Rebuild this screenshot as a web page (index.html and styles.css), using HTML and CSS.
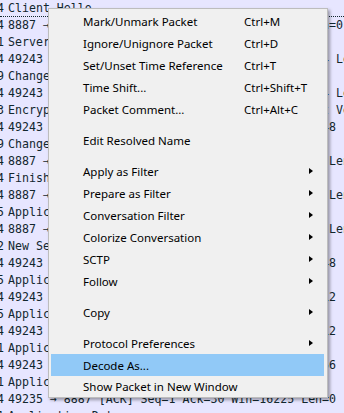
FILE: index.html
```html
<!DOCTYPE html>
<html lang="en">
<head>
    <meta charset="UTF-8">
    <meta name="viewport" content="width=device-width, initial-scale=1.0">
    <title>Packet List</title>
    <link rel="stylesheet" href="styles.css">
</head>
<body>
    <div class="packets">
        <div class="row selected"><span class="len">4</span><span class="info">Client Hello</span></div>
        <div class="row"><span class="len">4</span><span class="info">8887 → 49243 [ACK] Seq=1 Ack=135 Win=65536 Len=0</span></div>
        <div class="row"><span class="len">1</span><span class="info">Server Hello, Certificate, Server Hello Done</span></div>
        <div class="row"><span class="len">4</span><span class="info">49243 → 8887 [ACK] Seq=135 Ack=2897 Win=262144 Len=0</span></div>
        <div class="row"><span class="len">9</span><span class="info">Change Cipher Spec</span></div>
        <div class="row"><span class="len">4</span><span class="info">49243 → 8887 [ACK] Seq=135 Ack=4345 Win=262144 Len=0</span></div>
        <div class="row"><span class="len">3</span><span class="info">Encrypted Handshake Message, Certificate, Cert Verify</span></div>
        <div class="row"><span class="len">4</span><span class="info">49243 → 8887 [PSH, ACK] Seq=135 Ack=57 Len=1448</span></div>
        <div class="row"><span class="len">9</span><span class="info">Change Cipher Spec, Finished</span></div>
        <div class="row"><span class="len">4</span><span class="info">8887 → 49243 [ACK] Seq=135 Ack=1448 Win=65536 Len=0</span></div>
        <div class="row"><span class="len">4</span><span class="info">Finished</span></div>
        <div class="row"><span class="len">4</span><span class="info">8887 → 49243 [ACK] Seq=135 Ack=2896 Win=65536 Len=0</span></div>
        <div class="row"><span class="len">5</span><span class="info">Application Data</span></div>
        <div class="row"><span class="len">4</span><span class="info">8887 → 49243 [ACK] Seq=135 Ack=4344 Win=65536 Len=0</span></div>
        <div class="row"><span class="len">2</span><span class="info">New Session Ticket, Change Cipher Spec</span></div>
        <div class="row"><span class="len">4</span><span class="info">49243 → 8887 [PSH, ACK] Seq=135 Ack=57 Len=1448</span></div>
        <div class="row"><span class="len">5</span><span class="info">Application Data</span></div>
        <div class="row"><span class="len">4</span><span class="info">49243 → 8887 [PSH, ACK] Seq=135 Ack=57 Len=1412</span></div>
        <div class="row"><span class="len">5</span><span class="info">Application Data</span></div>
        <div class="row"><span class="len">4</span><span class="info">49243 → 8887 [PSH, ACK] Seq=135 Ack=57 Len=1412</span></div>
        <div class="row"><span class="len">1</span><span class="info">Application Data</span></div>
        <div class="row"><span class="len">4</span><span class="info">49243 → 8887 [PSH, ACK] Seq=135 Ack=57 Len=1456</span></div>
        <div class="row"><span class="len">1</span><span class="info">Application Data</span></div>
        <div class="row"><span class="len">4</span><span class="info">49235 → 8887 [ACK] Seq=1 Ack=30 Win=16225 Len=0</span></div>
        <div class="row"><span class="len">1</span><span class="info">Application Data</span></div>
    </div>

    <div class="menu">
        <div class="item"><span class="label">Mark/Unmark Packet</span><span class="key">Ctrl+M</span></div>
        <div class="item"><span class="label">Ignore/Unignore Packet</span><span class="key">Ctrl+D</span></div>
        <div class="item"><span class="label">Set/Unset Time Reference</span><span class="key">Ctrl+T</span></div>
        <div class="item"><span class="label">Time Shift...</span><span class="key">Ctrl+Shift+T</span></div>
        <div class="item"><span class="label">Packet Comment...</span><span class="key">Ctrl+Alt+C</span></div>
        <div class="sep"></div>
        <div class="item"><span class="label">Edit Resolved Name</span></div>
        <div class="sep"></div>
        <div class="item"><span class="label">Apply as Filter</span><span class="arrow"></span></div>
        <div class="item"><span class="label">Prepare as Filter</span><span class="arrow"></span></div>
        <div class="item"><span class="label">Conversation Filter</span><span class="arrow"></span></div>
        <div class="item"><span class="label">Colorize Conversation</span><span class="arrow"></span></div>
        <div class="item"><span class="label">SCTP</span><span class="arrow"></span></div>
        <div class="item"><span class="label">Follow</span><span class="arrow"></span></div>
        <div class="sep"></div>
        <div class="item"><span class="label">Copy</span><span class="arrow"></span></div>
        <div class="sep"></div>
        <div class="item"><span class="label">Protocol Preferences</span><span class="arrow"></span></div>
        <div class="item active"><span class="label">Decode As...</span></div>
        <div class="item last"><span class="label">Show Packet in New Window</span></div>
    </div>
</body>
</html>
```

FILE: styles.css
```css
body {
    margin: 0;
    background-color: #e7e6ff;
    overflow: hidden;
}
.packets {
    width: 344px;
    overflow: hidden;
    font-family: "DejaVu Sans Mono", monospace;
    font-size: 11.6px;
    color: #12272e;
}
.row {
    height: 17px;
    line-height: 17px;
    white-space: nowrap;
    box-sizing: border-box;
}
.row.selected {
    border-bottom: 1px dotted #12272e;
    line-height: 16px;
}
.len {
    display: inline-block;
    width: 11px;
    margin-left: -3px;
}
.menu {
    position: absolute;
    left: 48px;
    top: 8px;
    width: 280px;
    box-sizing: border-box;
    padding: 1px 3px 0 2px;
    background-color: #f0f0f0;
    border: 1px solid #bdbdbd;
    box-shadow: 2px 2px 3px rgba(0, 0, 0, 0.35);
    font-family: "Noto Sans", sans-serif;
    font-size: 11.5px;
    color: #000;
}
.item {
    display: flex;
    align-items: center;
    height: 22px;
    padding-left: 32px;
    white-space: nowrap;
}
.item.last {
    height: 21px;
}
.item.active {
    background-color: #91c9f7;
}
.label {
    flex: 0 0 161px;
}
.arrow {
    margin-left: auto;
    margin-right: 11px;
    width: 0;
    height: 0;
    border-left: 4px solid #000;
    border-top: 3.5px solid transparent;
    border-bottom: 3.5px solid transparent;
}
.sep {
    height: 9px;
    margin-left: 28px;
    box-sizing: border-box;
    border-bottom: 5px solid #f0f0f0;
    background-color: #d7d7d7;
    background-clip: content-box;
    padding-top: 4px;
}
```
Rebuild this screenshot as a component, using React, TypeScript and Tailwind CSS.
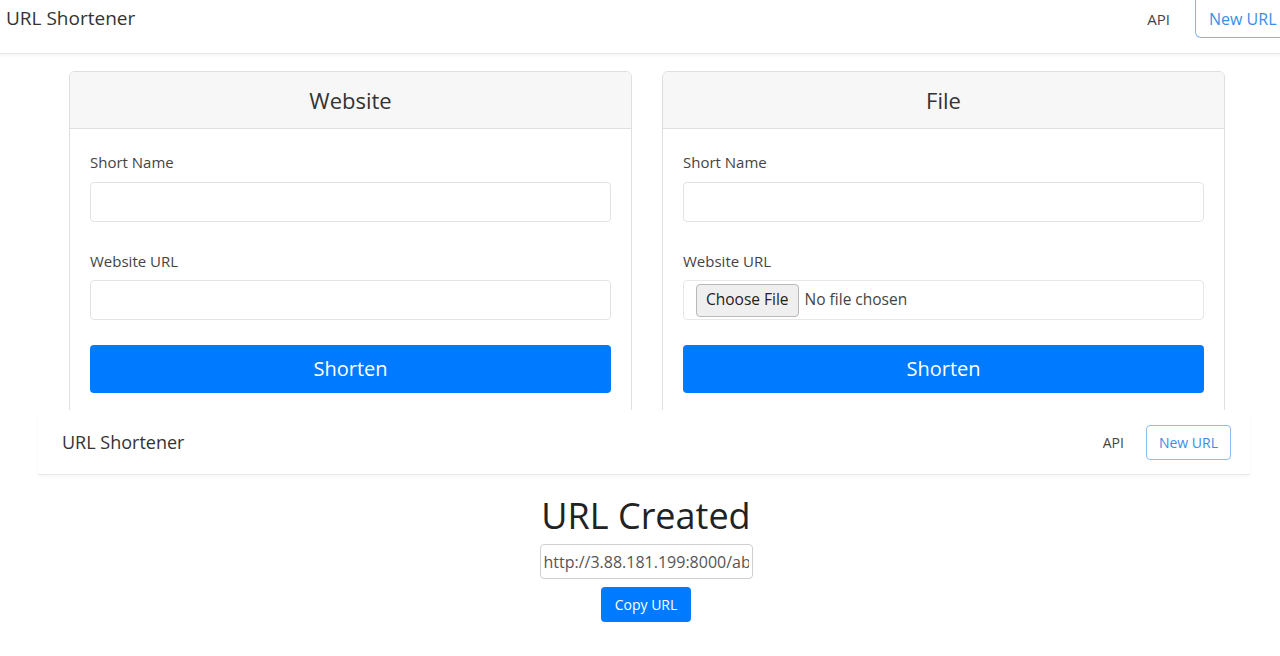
const font = { fontFamily: '"Open Sans", "Noto Sans", sans-serif' };

const FormCard = ({ title, file }: { title: string; file?: boolean }) => {
  return (
    <div className="w-[563px] h-[360px] border border-[#dfdfdf] rounded-md bg-white overflow-hidden">
      <div className="h-[57px] bg-[#f7f7f7] border-b border-[#dfdfdf] flex items-center justify-center">
        <h2 className="text-[22px] text-[#333]">{title}</h2>
      </div>
      <div className="px-[20px] pt-[22px]">
        <label className="block text-[15px] text-[#444] mb-[8px]">Short Name</label>
        <div className="h-[40px] border border-[#e3e3e3] rounded"></div>
        <label className="block text-[15px] text-[#444] mt-[28px] mb-[8px]">Website URL</label>
        {file ? (
          <div className="h-[40px] border border-[#e8e8e8] rounded flex items-center pl-[12px] gap-[6px]">
            <span className="h-[33px] px-[9px] flex items-center bg-[#efefef] border border-[#b8b8b8] rounded-sm text-[15.5px] text-[#222]">
              Choose File
            </span>
            <span className="text-[15.5px] text-[#444]">No file chosen</span>
          </div>
        ) : (
          <div className="h-[40px] border border-[#e3e3e3] rounded"></div>
        )}
        <button className="mt-[25px] w-full h-[48px] bg-[#007bff] text-white text-[20px] rounded">
          Shorten
        </button>
      </div>
    </div>
  );
};

const App = () => {
  return (
    <div className="w-[1280px] h-[656px] overflow-hidden bg-white" style={font}>
      {/* first screenshot */}
      <div className="h-[410px] overflow-hidden">
        <nav className="h-[54px] flex items-start justify-between border-b border-[#e6e6e6] shadow-[0_2px_3px_rgba(0,0,0,0.04)]">
          <span className="ml-[6px] mt-[4px] text-[19px] text-[#333]">URL Shortener</span>
          <div className="flex items-start -mr-[20px]">
            <span className="mt-[8px] mr-[25px] text-[15px] text-[#444]">API</span>
            <span className="h-[38px] w-[105px] pl-[13px] pt-[7px] border border-t-0 border-[#7fb6f0] rounded-bl-md text-[16px] text-[#3a8ee6] whitespace-nowrap">
              New URL
            </span>
          </div>
        </nav>
        <div className="flex gap-[30px] pl-[69px] pt-[17px]">
          <FormCard title="Website" />
          <FormCard title="File" file />
        </div>
      </div>

      {/* second screenshot */}
      <div className="pl-[38px] pr-[30px]">
        <nav className="h-[65px] flex items-center justify-between border-b border-[#e9e9e9] shadow-[0_2px_3px_rgba(0,0,0,0.03)] pl-[24px] pr-[19px]">
          <span className="text-[18px] text-[#333]">URL Shortener</span>
          <div className="flex items-center gap-[22px]">
            <span className="text-[14px] text-[#444]">API</span>
            <span className="h-[35px] px-[12px] flex items-center border border-[#8cbdf2] rounded text-[14px] text-[#3a8ee6]">
              New URL
            </span>
          </div>
        </nav>
      </div>
      <div className="flex flex-col items-center pt-[18px] pl-[12px]">
        <h1 className="text-[36px] leading-[46px] font-medium text-[#222]">URL Created</h1>
        <input
          readOnly
          value="http://3.88.181.199:8000/abc"
          className="mt-[5px] w-[213px] h-[35px] border border-[#cfcfcf] rounded-sm px-[3px] text-[16px] text-[#555] outline-none"
        />
        <button className="mt-[8px] w-[90px] h-[35px] bg-[#007bff] text-white text-[14px] rounded">
          Copy URL
        </button>
      </div>
    </div>
  );
};

export default App;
* * * * * * * * *
[GIVEN PROBLEM]
Show all lines from the listing above in which "index" appears.

[COMPLETE ANSWER]
Rebuild this screenshot as a web page (index.html and styles.css), using HTML and CSS.
FILE: index.html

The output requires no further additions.